- [PROBLEM TO SOLVE] Without changing a character, return the entries, but not the images they hold.

>> start INPUT ROWS

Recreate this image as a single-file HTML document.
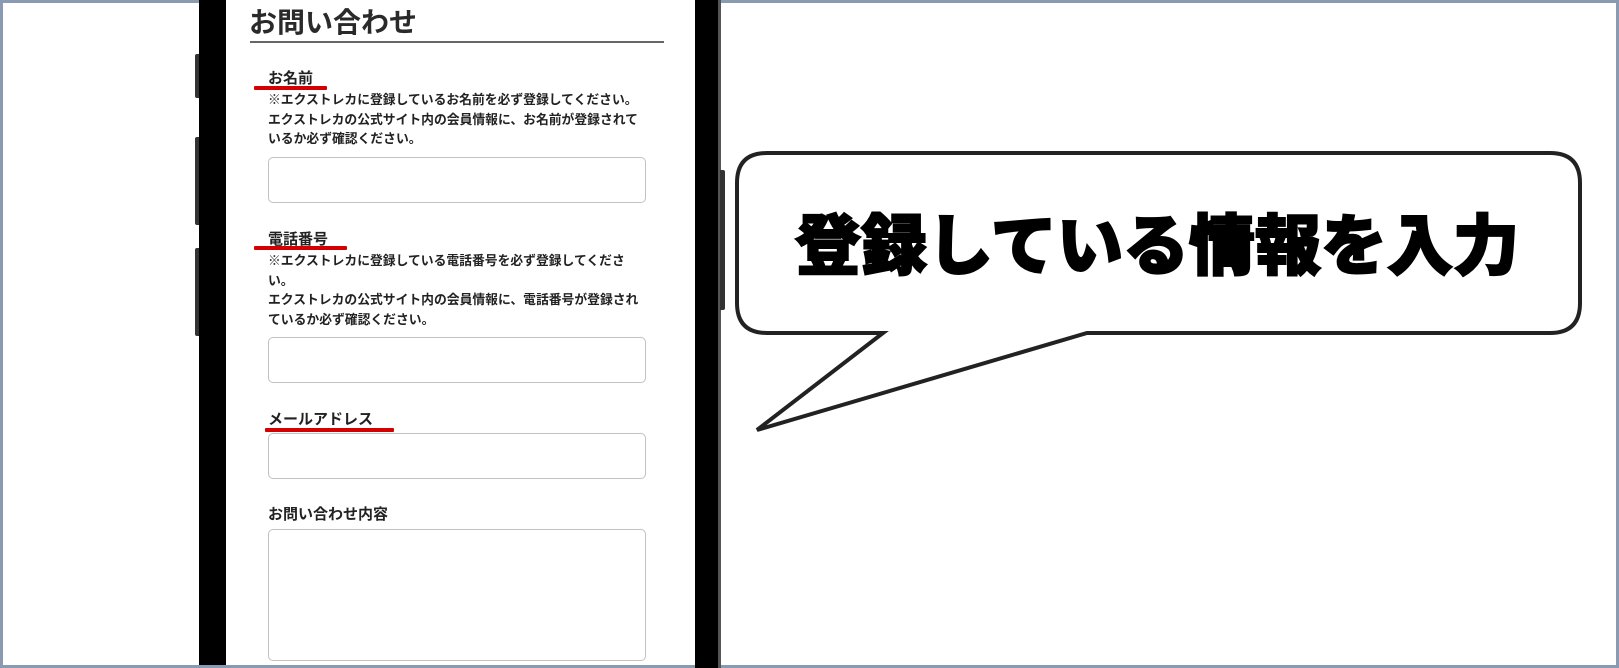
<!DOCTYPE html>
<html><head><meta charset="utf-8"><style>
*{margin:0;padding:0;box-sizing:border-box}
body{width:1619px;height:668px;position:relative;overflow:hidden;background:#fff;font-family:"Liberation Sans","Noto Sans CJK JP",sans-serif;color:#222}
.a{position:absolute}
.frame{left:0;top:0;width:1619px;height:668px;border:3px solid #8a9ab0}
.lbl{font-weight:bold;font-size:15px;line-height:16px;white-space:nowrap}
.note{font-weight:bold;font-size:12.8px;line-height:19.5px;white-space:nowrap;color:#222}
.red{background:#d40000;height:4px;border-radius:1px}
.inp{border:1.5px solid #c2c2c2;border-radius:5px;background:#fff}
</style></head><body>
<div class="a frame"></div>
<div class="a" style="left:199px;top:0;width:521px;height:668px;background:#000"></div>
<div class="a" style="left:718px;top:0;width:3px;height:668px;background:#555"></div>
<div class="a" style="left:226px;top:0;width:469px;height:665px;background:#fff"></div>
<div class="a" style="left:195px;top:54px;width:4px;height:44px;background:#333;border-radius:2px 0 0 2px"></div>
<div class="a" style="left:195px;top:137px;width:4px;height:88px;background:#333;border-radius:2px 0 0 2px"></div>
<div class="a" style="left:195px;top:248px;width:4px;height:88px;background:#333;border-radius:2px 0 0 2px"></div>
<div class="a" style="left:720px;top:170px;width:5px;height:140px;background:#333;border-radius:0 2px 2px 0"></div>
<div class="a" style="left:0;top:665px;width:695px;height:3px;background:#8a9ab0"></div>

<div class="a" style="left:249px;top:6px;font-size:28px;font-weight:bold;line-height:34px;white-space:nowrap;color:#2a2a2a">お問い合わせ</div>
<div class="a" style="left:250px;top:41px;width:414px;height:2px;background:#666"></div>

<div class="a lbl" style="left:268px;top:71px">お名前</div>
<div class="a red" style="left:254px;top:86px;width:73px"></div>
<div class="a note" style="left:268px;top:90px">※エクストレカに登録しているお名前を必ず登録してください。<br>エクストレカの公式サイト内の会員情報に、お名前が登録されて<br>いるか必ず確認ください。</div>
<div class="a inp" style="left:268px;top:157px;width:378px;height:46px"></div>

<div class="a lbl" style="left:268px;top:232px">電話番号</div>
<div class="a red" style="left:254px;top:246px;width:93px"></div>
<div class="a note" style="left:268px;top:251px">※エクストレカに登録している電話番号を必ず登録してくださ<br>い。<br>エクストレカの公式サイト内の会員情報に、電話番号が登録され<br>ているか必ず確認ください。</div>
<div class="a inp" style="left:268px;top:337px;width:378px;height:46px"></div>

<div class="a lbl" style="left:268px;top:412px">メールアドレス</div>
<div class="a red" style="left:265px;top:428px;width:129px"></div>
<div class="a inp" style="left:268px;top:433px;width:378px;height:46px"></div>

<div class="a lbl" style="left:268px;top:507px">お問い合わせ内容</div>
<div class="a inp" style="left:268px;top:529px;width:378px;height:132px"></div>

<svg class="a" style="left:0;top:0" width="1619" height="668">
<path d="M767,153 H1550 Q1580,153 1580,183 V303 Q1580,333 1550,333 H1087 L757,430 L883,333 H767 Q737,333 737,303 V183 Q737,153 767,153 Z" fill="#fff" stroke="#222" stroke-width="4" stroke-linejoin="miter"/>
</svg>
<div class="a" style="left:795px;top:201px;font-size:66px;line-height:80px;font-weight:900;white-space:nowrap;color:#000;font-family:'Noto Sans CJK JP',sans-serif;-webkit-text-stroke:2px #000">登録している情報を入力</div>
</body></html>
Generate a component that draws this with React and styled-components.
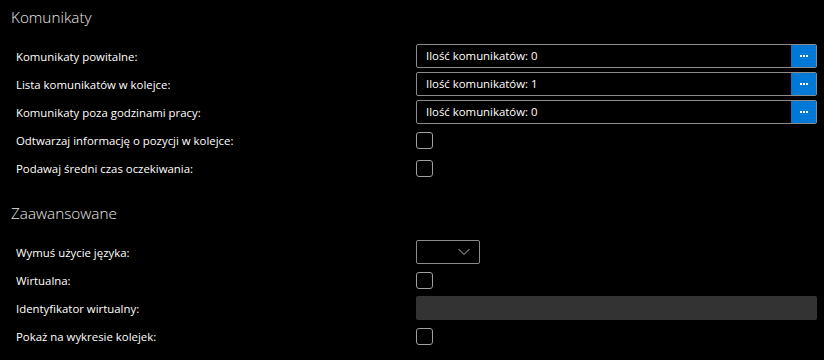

>> end INPUT ROWS

- [REPLY]
Recreate this image as a single-file HTML document.
<!DOCTYPE html>
<html><head><meta charset="utf-8"><style>
*{margin:0;padding:0;box-sizing:border-box}
body{width:1619px;height:668px;position:relative;overflow:hidden;background:#fff;font-family:"Liberation Sans","Noto Sans CJK JP",sans-serif;color:#222}
.a{position:absolute}
.frame{left:0;top:0;width:1619px;height:668px;border:3px solid #8a9ab0}
.lbl{font-weight:bold;font-size:15px;line-height:16px;white-space:nowrap}
.note{font-weight:bold;font-size:12.8px;line-height:19.5px;white-space:nowrap;color:#222}
.red{background:#d40000;height:4px;border-radius:1px}
.inp{border:1.5px solid #c2c2c2;border-radius:5px;background:#fff}
</style></head><body>
<div class="a frame"></div>
<div class="a" style="left:199px;top:0;width:521px;height:668px;background:#000"></div>
<div class="a" style="left:718px;top:0;width:3px;height:668px;background:#555"></div>
<div class="a" style="left:226px;top:0;width:469px;height:665px;background:#fff"></div>
<div class="a" style="left:195px;top:54px;width:4px;height:44px;background:#333;border-radius:2px 0 0 2px"></div>
<div class="a" style="left:195px;top:137px;width:4px;height:88px;background:#333;border-radius:2px 0 0 2px"></div>
<div class="a" style="left:195px;top:248px;width:4px;height:88px;background:#333;border-radius:2px 0 0 2px"></div>
<div class="a" style="left:720px;top:170px;width:5px;height:140px;background:#333;border-radius:0 2px 2px 0"></div>
<div class="a" style="left:0;top:665px;width:695px;height:3px;background:#8a9ab0"></div>

<div class="a" style="left:249px;top:6px;font-size:28px;font-weight:bold;line-height:34px;white-space:nowrap;color:#2a2a2a">お問い合わせ</div>
<div class="a" style="left:250px;top:41px;width:414px;height:2px;background:#666"></div>

<div class="a lbl" style="left:268px;top:71px">お名前</div>
<div class="a red" style="left:254px;top:86px;width:73px"></div>
<div class="a note" style="left:268px;top:90px">※エクストレカに登録しているお名前を必ず登録してください。<br>エクストレカの公式サイト内の会員情報に、お名前が登録されて<br>いるか必ず確認ください。</div>
<div class="a inp" style="left:268px;top:157px;width:378px;height:46px"></div>

<div class="a lbl" style="left:268px;top:232px">電話番号</div>
<div class="a red" style="left:254px;top:246px;width:93px"></div>
<div class="a note" style="left:268px;top:251px">※エクストレカに登録している電話番号を必ず登録してくださ<br>い。<br>エクストレカの公式サイト内の会員情報に、電話番号が登録され<br>ているか必ず確認ください。</div>
<div class="a inp" style="left:268px;top:337px;width:378px;height:46px"></div>

<div class="a lbl" style="left:268px;top:412px">メールアドレス</div>
<div class="a red" style="left:265px;top:428px;width:129px"></div>
<div class="a inp" style="left:268px;top:433px;width:378px;height:46px"></div>

<div class="a lbl" style="left:268px;top:507px">お問い合わせ内容</div>
<div class="a inp" style="left:268px;top:529px;width:378px;height:132px"></div>

<svg class="a" style="left:0;top:0" width="1619" height="668">
<path d="M767,153 H1550 Q1580,153 1580,183 V303 Q1580,333 1550,333 H1087 L757,430 L883,333 H767 Q737,333 737,303 V183 Q737,153 767,153 Z" fill="#fff" stroke="#222" stroke-width="4" stroke-linejoin="miter"/>
</svg>
<div class="a" style="left:795px;top:201px;font-size:66px;line-height:80px;font-weight:900;white-space:nowrap;color:#000;font-family:'Noto Sans CJK JP',sans-serif;-webkit-text-stroke:2px #000">登録している情報を入力</div>
</body></html>
Generate a component that draws this with React and styled-components.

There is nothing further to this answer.